====== GIVEN ENTRIES ======
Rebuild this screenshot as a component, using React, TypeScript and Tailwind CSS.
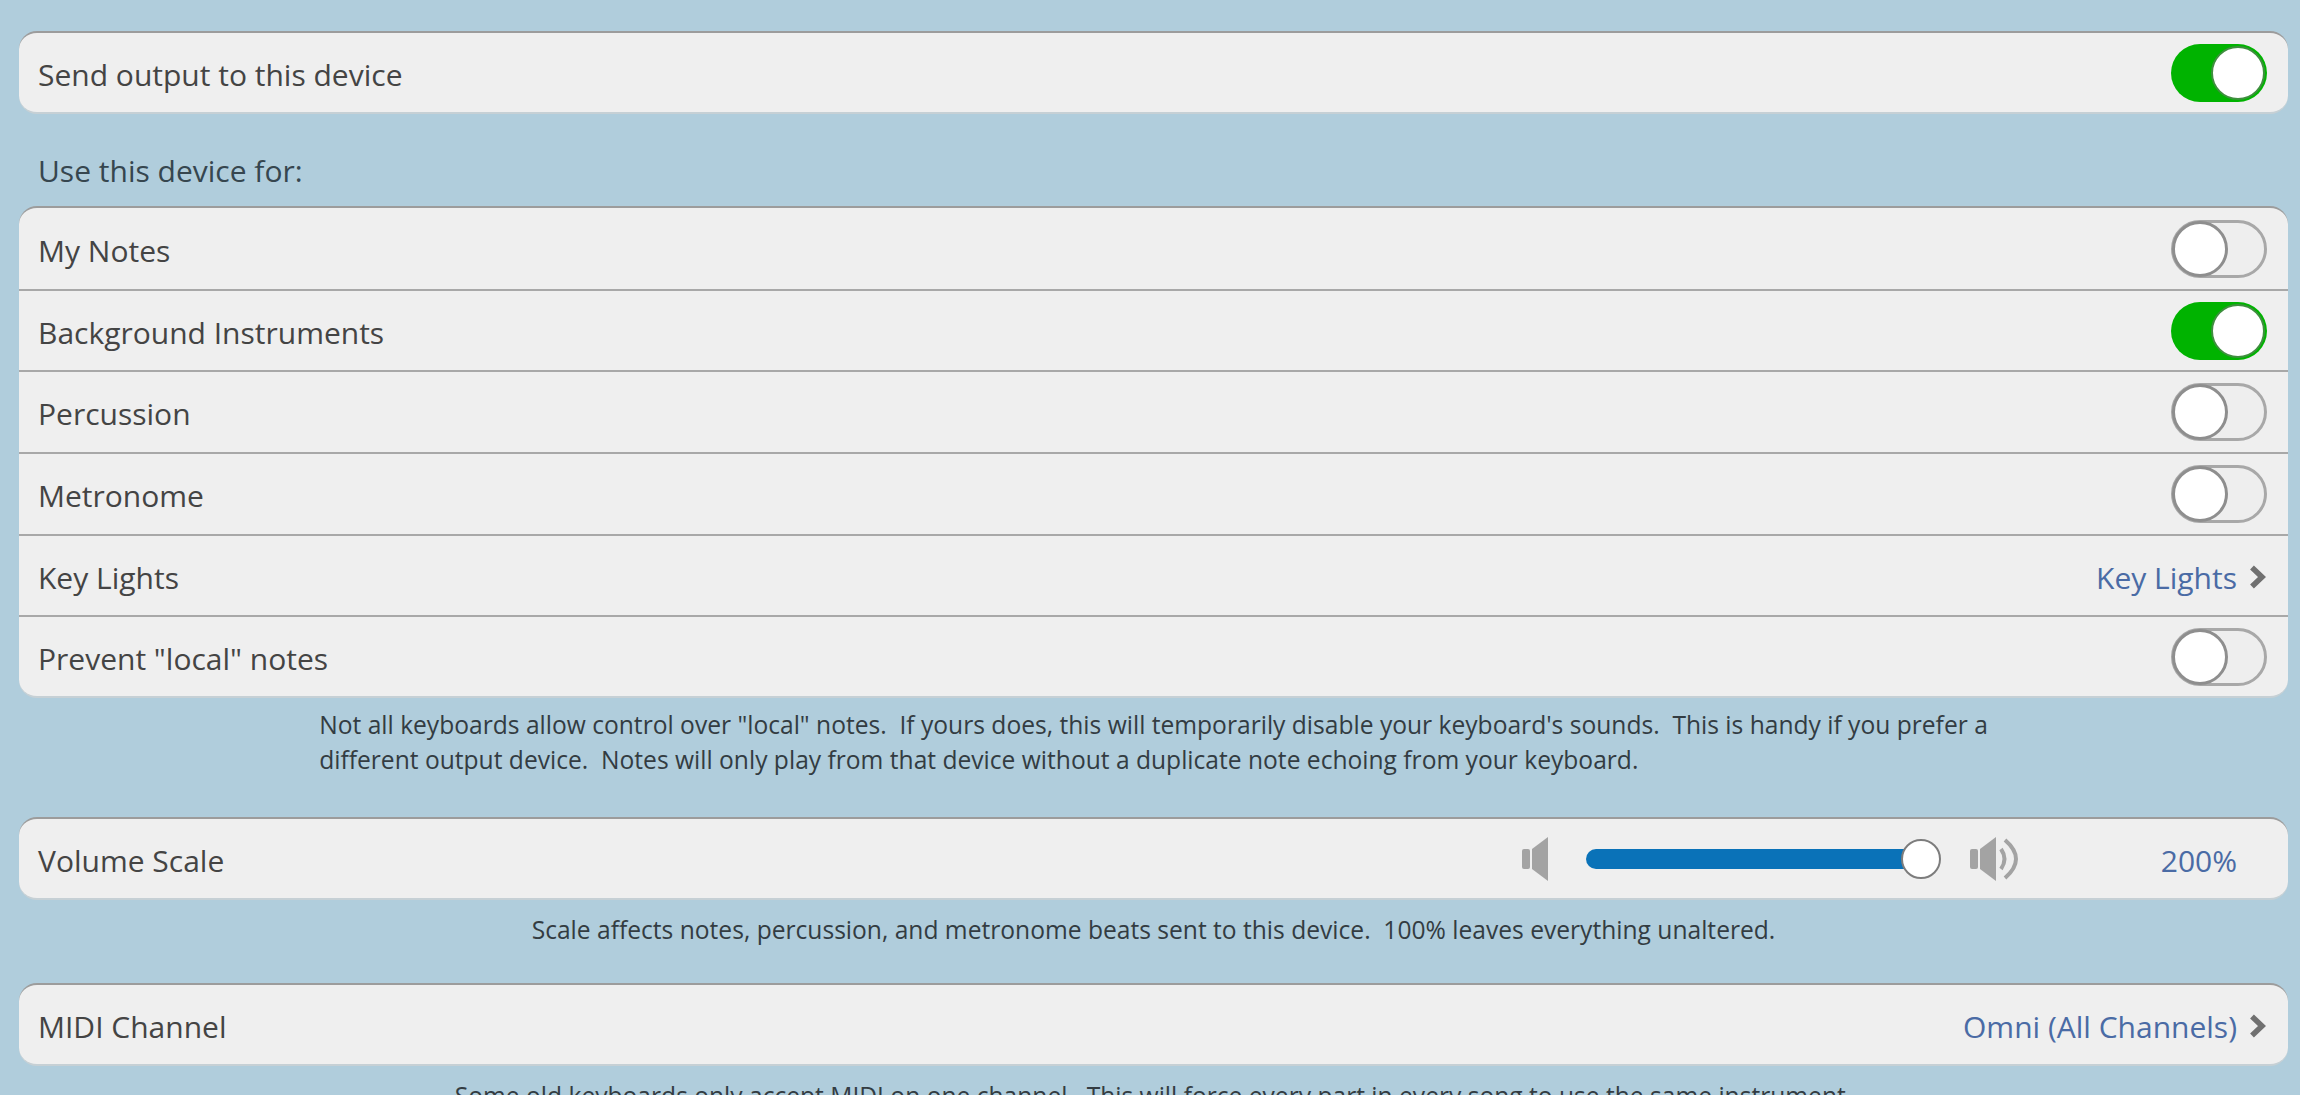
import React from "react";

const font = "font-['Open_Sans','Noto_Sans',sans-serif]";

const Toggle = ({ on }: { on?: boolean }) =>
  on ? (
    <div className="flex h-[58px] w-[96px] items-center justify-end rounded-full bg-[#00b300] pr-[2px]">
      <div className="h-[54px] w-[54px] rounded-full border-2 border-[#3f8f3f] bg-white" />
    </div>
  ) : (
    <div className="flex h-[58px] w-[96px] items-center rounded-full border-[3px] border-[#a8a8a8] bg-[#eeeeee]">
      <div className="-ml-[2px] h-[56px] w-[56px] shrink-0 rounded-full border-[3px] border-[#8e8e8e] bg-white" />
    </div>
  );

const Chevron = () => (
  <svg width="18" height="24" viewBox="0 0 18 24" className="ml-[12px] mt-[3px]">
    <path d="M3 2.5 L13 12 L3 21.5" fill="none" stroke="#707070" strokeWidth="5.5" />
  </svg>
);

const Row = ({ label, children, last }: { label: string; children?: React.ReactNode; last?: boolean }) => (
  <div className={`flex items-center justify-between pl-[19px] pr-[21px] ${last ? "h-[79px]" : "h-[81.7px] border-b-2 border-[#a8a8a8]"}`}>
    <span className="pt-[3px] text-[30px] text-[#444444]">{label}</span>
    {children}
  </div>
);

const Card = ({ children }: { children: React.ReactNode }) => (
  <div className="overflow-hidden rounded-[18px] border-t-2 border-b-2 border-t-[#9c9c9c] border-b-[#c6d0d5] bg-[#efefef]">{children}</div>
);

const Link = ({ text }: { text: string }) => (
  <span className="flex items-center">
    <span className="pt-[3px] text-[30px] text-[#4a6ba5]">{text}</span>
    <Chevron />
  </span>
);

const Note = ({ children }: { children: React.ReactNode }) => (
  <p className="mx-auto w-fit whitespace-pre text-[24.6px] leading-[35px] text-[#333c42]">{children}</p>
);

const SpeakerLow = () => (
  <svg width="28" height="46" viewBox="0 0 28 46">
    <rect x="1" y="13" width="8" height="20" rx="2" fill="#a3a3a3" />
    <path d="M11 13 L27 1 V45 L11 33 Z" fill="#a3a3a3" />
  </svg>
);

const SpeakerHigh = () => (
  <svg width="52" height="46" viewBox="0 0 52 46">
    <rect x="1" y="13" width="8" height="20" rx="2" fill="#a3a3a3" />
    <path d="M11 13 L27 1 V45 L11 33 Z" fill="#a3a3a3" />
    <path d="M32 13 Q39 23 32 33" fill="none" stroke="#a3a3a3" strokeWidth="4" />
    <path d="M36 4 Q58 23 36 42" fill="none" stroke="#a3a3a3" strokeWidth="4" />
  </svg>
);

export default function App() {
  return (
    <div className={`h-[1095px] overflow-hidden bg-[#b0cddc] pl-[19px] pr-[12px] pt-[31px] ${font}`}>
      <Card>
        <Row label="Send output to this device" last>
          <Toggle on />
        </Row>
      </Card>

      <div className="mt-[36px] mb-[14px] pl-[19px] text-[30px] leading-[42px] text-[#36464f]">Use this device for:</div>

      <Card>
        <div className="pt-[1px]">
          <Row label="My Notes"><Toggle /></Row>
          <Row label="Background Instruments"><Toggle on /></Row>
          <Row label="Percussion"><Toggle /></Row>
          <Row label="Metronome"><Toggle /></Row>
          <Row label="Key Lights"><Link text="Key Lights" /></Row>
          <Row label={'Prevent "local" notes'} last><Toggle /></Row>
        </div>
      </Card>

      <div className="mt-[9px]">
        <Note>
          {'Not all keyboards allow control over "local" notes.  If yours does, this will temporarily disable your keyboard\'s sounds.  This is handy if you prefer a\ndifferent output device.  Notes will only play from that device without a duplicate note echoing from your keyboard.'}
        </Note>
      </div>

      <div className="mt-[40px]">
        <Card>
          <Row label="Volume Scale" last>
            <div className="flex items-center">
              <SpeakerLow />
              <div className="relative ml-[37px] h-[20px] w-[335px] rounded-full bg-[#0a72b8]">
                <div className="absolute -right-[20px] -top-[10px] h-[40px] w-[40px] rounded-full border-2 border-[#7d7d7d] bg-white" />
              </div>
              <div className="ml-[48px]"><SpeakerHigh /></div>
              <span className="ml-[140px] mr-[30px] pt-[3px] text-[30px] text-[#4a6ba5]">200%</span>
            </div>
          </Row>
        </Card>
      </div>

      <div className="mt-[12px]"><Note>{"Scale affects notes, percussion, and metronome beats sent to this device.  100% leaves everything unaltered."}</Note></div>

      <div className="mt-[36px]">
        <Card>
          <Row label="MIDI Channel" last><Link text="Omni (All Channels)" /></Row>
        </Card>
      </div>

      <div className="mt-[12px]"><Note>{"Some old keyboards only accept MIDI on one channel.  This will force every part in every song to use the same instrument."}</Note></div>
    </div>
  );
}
======
====== GIVEN ENTRIES ======
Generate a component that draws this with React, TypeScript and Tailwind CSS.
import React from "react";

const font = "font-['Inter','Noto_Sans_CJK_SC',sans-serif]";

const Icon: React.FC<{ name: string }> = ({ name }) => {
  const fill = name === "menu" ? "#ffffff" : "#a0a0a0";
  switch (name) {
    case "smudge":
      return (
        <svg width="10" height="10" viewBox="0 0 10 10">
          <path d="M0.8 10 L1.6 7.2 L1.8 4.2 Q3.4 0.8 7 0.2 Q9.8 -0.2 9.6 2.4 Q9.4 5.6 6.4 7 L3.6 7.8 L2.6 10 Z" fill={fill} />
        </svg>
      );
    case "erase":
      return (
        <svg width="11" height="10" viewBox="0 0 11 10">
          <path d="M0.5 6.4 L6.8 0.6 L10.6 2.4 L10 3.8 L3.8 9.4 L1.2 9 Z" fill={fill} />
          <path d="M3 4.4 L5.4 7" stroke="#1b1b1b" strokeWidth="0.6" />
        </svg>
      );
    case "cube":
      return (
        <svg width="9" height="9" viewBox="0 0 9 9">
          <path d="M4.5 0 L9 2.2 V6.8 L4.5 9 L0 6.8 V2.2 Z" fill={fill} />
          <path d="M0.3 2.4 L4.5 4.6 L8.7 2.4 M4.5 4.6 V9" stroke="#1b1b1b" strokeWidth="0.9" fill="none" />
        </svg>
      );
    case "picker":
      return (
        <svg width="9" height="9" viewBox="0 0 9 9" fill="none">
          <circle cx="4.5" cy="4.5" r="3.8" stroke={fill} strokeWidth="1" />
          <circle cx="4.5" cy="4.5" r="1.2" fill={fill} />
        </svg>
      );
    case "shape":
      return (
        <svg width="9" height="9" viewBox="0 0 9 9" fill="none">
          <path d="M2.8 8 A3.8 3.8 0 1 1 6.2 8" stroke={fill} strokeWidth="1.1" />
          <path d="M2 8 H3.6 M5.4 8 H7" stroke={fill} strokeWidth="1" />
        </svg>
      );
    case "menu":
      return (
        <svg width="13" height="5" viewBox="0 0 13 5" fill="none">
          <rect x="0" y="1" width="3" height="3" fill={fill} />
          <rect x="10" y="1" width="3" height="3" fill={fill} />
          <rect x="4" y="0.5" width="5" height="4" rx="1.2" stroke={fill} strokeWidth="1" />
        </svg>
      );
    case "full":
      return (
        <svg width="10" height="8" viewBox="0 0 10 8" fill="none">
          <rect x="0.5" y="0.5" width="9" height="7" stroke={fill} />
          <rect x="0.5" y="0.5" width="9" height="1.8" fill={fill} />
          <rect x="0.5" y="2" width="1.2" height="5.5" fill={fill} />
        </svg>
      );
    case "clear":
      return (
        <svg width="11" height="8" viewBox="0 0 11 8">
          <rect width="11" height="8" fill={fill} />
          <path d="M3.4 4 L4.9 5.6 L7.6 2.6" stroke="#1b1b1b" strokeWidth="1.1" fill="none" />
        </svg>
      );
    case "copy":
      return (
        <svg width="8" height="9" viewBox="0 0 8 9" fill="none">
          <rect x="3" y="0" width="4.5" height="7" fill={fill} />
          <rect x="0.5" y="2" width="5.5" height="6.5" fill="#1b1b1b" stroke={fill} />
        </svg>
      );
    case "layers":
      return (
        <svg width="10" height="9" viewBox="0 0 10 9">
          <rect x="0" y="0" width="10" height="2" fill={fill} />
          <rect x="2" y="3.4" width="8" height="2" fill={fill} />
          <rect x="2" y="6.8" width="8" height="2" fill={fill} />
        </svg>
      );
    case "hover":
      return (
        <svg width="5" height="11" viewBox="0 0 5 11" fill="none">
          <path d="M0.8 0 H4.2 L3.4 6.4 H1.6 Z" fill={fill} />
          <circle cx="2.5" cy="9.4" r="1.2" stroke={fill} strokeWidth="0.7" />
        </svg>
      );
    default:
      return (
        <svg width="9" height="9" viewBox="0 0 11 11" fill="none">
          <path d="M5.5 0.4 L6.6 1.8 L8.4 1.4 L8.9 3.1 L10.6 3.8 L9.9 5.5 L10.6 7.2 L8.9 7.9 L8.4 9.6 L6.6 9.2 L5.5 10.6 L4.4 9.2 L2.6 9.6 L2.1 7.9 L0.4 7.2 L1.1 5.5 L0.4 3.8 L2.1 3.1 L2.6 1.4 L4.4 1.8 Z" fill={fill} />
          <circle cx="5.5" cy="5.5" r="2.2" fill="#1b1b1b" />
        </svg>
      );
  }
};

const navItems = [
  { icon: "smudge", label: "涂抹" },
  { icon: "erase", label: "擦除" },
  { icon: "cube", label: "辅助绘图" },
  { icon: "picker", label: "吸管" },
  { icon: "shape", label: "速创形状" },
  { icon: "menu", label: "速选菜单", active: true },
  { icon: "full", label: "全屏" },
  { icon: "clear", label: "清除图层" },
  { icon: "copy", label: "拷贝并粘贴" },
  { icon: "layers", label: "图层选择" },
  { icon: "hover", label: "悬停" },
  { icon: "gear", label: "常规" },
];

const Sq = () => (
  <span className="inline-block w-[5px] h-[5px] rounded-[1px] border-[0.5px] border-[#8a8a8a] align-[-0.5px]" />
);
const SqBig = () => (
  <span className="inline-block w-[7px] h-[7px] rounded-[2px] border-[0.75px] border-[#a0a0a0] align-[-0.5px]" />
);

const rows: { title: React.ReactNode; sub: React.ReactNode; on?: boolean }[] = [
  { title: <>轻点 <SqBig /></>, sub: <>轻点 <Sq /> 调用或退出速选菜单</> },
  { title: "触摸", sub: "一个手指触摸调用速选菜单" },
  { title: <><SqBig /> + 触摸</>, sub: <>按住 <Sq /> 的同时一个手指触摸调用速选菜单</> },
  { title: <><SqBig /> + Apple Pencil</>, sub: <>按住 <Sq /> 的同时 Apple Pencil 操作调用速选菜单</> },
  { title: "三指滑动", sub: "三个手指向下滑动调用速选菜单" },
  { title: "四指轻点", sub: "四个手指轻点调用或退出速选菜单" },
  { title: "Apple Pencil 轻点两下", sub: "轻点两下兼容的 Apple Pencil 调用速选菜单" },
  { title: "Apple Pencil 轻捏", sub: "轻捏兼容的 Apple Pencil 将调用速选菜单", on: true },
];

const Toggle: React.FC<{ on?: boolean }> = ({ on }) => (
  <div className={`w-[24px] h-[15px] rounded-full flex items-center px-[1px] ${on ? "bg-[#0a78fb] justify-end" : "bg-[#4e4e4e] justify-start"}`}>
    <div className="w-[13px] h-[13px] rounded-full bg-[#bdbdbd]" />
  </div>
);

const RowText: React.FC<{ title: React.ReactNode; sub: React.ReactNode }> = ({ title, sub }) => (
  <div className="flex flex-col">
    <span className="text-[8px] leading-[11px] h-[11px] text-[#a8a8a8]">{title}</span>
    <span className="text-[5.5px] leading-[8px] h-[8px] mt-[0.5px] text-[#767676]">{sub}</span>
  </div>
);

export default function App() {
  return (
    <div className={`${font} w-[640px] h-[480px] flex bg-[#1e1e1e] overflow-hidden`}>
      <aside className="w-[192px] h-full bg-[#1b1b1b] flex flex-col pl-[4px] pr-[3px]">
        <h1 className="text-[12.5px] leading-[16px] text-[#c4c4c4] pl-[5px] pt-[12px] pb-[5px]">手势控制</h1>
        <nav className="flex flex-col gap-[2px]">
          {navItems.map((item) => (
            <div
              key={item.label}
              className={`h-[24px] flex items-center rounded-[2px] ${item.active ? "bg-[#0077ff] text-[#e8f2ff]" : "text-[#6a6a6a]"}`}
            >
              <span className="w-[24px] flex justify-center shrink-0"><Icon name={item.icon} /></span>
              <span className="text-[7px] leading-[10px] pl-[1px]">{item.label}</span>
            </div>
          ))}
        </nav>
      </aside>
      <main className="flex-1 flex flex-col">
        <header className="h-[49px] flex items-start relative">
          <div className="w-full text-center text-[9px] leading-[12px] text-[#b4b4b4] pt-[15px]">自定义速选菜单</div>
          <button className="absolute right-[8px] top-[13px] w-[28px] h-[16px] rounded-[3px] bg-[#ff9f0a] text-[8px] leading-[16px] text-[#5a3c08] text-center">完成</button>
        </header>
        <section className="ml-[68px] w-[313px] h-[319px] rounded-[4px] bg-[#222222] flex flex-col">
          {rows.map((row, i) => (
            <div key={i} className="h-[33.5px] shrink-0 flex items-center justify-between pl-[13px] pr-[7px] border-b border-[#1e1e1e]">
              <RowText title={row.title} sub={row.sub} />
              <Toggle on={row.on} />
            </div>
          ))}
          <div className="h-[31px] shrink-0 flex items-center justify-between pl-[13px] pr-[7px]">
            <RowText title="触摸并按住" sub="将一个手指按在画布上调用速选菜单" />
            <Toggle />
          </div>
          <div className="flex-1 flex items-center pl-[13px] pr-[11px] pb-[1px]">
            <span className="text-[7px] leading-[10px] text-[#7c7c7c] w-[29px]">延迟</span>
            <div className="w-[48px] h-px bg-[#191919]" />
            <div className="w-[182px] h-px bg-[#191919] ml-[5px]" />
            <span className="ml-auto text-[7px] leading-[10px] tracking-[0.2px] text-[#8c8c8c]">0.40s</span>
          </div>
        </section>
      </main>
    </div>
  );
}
======
Gather all lines from the listing above in which "TypeScript" occurs.

Rebuild this screenshot as a component, using React, TypeScript and Tailwind CSS.
Generate a component that draws this with React, TypeScript and Tailwind CSS.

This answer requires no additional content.